Gold successfully weathering this week’s uber-hawkish FOMC meeting showing a major rate-hike cycle looming dead-ahead off the bow is momentous. Gold-futures speculators finally seem to fully expect and accept big Fed tightening coming in 2022 and 2023. Thus they should be less excitable on Fed-hawkish news and economic data going forward. So the secular gold bull their selling delayed should be resuming.
Fundamentally-superior mid-tier and junior gold stocks remain the biggest beneficiaries of much-higher gold prices ahead. They rallied sharply with gold into mid-November, but were dragged back down to their stop losses on this latest bout of heavy gold-futures selling. Our stoppings averaged out to neutral, fully recovering our capital. So we’ve been aggressively redeploying buying back in low in our weekly newsletter.
The bottom line is gold weathered this week’s uber-hawkish FOMC meeting with flying colors. Not only did the Fed double its QE4-tapering pace, but top Fed officials dramatically pulled forward and intensified their rate-hike outlook. A major new hiking cycle now looms dead-ahead, likely to start within months. Yet instead of wilting on this hawkish revelation, gold-futures speculators finally accepted it and resumed buying.

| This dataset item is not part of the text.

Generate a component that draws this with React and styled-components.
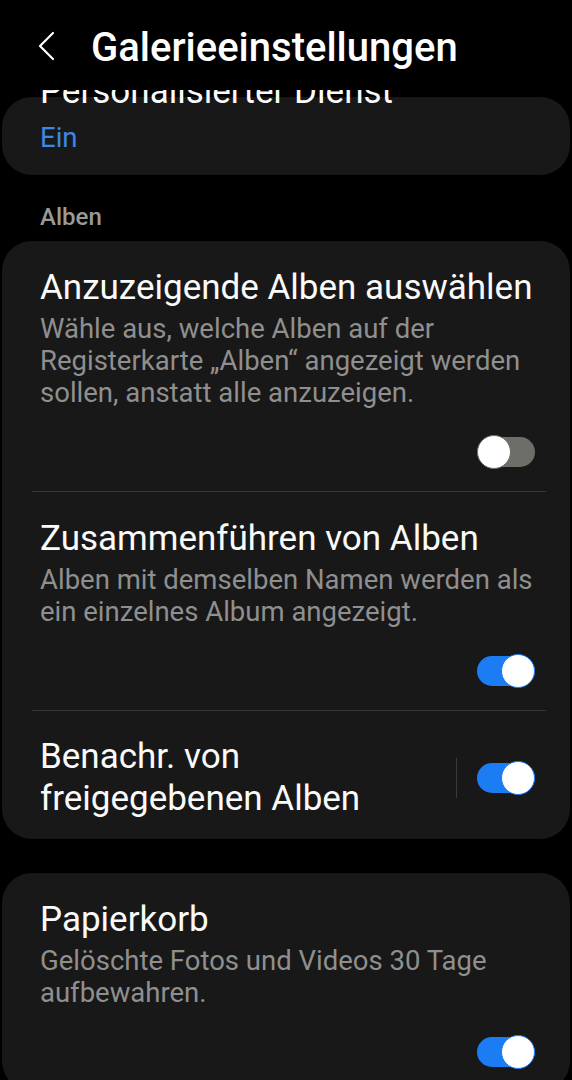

QE tapering isn’t bearish for gold, as it leaves in place the many trillions of dollars of QE money printed. Those directly drive price inflation, competing for far-slower-growing goods and services and bidding up their prices. Gold has also rallied strongly on average through the past dozen Fed-rate-hike cycles since 1971. This next one shouldn’t prove any different, especially in such a super-bullish environment for gold.